Türkiye Cumhuriyeti devleti, Nusaybin’i, Sur’u, Cizre’yi, İdil’i ve onlarca yerleşim yerini tıpkı deprem gibi yıkıp geçmedi mi? Yıkıntıların üstüne bayrak asmadı mı? O zaman da can pazarı yaşanmadı mı? O günler de en az bugünkü kadar ağırdı. Yıkıntılar altında kalmış bodrumlarda insanları diri diri yaktılar, ölülerin önüne ”asker” dikip günlerce sokaklarda çürüttüler. Evlerin önüne onlarca ”üniformalı” katili diktiklerinde, çocukların buzluklarda kaldığını görmedik mi?

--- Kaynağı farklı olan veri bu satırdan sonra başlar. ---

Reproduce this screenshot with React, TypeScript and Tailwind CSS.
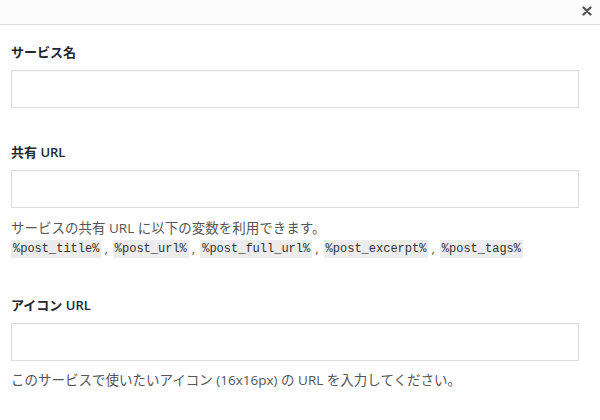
import React from "react";

const sans = { fontFamily: '"Open Sans", "Noto Sans CJK JP", sans-serif' };

const vars = ["%post_title%", "%post_url%", "%post_full_url%", "%post_excerpt%", "%post_tags%"];

function Field({ label }: { label: string }) {
  return (
    <>
      <div className="h-[20px] text-[13px] leading-[20px] font-semibold text-[#23282d]">{label}</div>
      <input
        type="text"
        className="mt-[8px] block h-[38px] w-[568px] border border-[#dddddd] bg-white shadow-[inset_0_1px_2px_rgba(0,0,0,0.04)] outline-none"
      />
    </>
  );
}

export default function App() {
  return (
    <div className="h-[420px] w-[600px] bg-white" style={sans}>
      <div className="flex h-[25px] items-center justify-end border-b border-[#dddddd] bg-[#fcfcfc] pr-[8px]">
        <svg width="10" height="10" viewBox="0 0 10 10" className="mb-[2px]">
          <path d="M1.5 1.5 L8.5 8.5 M8.5 1.5 L1.5 8.5" stroke="#555" strokeWidth="2.4" strokeLinecap="round" />
        </svg>
      </div>
      <div className="px-[11px] pt-[17px]">
        <Field label="サービス名" />
        <div className="h-[34px]" />
        <Field label="共有 URL" />
        <div className="mt-[10px] h-[20px] text-[13.5px] leading-[20px] text-[#555555]">
          サービスの共有 URL に以下の変数を利用できます。
        </div>
        <div className="mt-[1px] flex h-[20px] items-center text-[13px] text-[#555555]">
          {vars.map((v, i) => (
            <React.Fragment key={v}>
              <code
                className="bg-[#ececec] px-[2px] py-[1px] text-[12px] leading-[16px] text-[#333]"
                style={{ fontFamily: '"Liberation Mono", monospace' }}
              >
                {v}
              </code>
              {i < vars.length - 1 && <span className="ml-[3px] mr-[5px]">,</span>}
            </React.Fragment>
          ))}
        </div>
        <div className="h-[36px]" />
        <Field label="アイコン URL" />
        <div className="mt-[9px] h-[20px] text-[13.5px] leading-[20px] text-[#555555]">
          このサービスで使いたいアイコン (16x16px) の URL を入力してください。
        </div>
      </div>
    </div>
  );
}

Tüm bunları gördük; depremde ‘insani” duyguları ile çırpınan onca arkadaşım o günlerde yaşananlara sessiz ve tuhaf bir onay vermişti ve milyonlarca ”duyarlı” yurttaş da “yakın, yıkın” söylemleri içerisindeydi. Yaşanan bir doğa felaketi değildi, yaşanan bir soykırımdı ve şimdi yine devlet bir moloz yığını gibi üstümüze çöküyor.

İnsanlar çaresizce devletten yardım bekliyor, haykırıyor, yalvarıyor; bir yanda can pazarı yaşanıyor, öte yanda çimento-demir hisseleri yükseliyor, battaniye, su, yiyecek fiyatları almış başını gidiyor. Şehirler kaderlerine terk edilmiş durumda, devlet yetkilileri her yere ulaştık diye yalan söylüyor.

Bazı muhalefet vekilleri, eski belediye başkanları, “Ordu nerede?” diye haykırıyor. Ordu nerede sorusunu duyunca bile irkiliyorum, çünkü o orduyu çocukluğumuzda yaşadıklarımız vesilesiyle en iyi biz biliyoruz. “Devlet nerede?” sorusunun cevabı derinlerde bir yerlerimizde, içimizdeki o molozların altında yatıyor.

İnsanların yüzüne bakarken hiç mi utanmadınız, dönüp bakmadınız? Devletin nerede olduğuna hiç mi şahit olmadınız?

Sözümüz olsun ki, hesap sorarken hiç titremeyecek ellerimiz.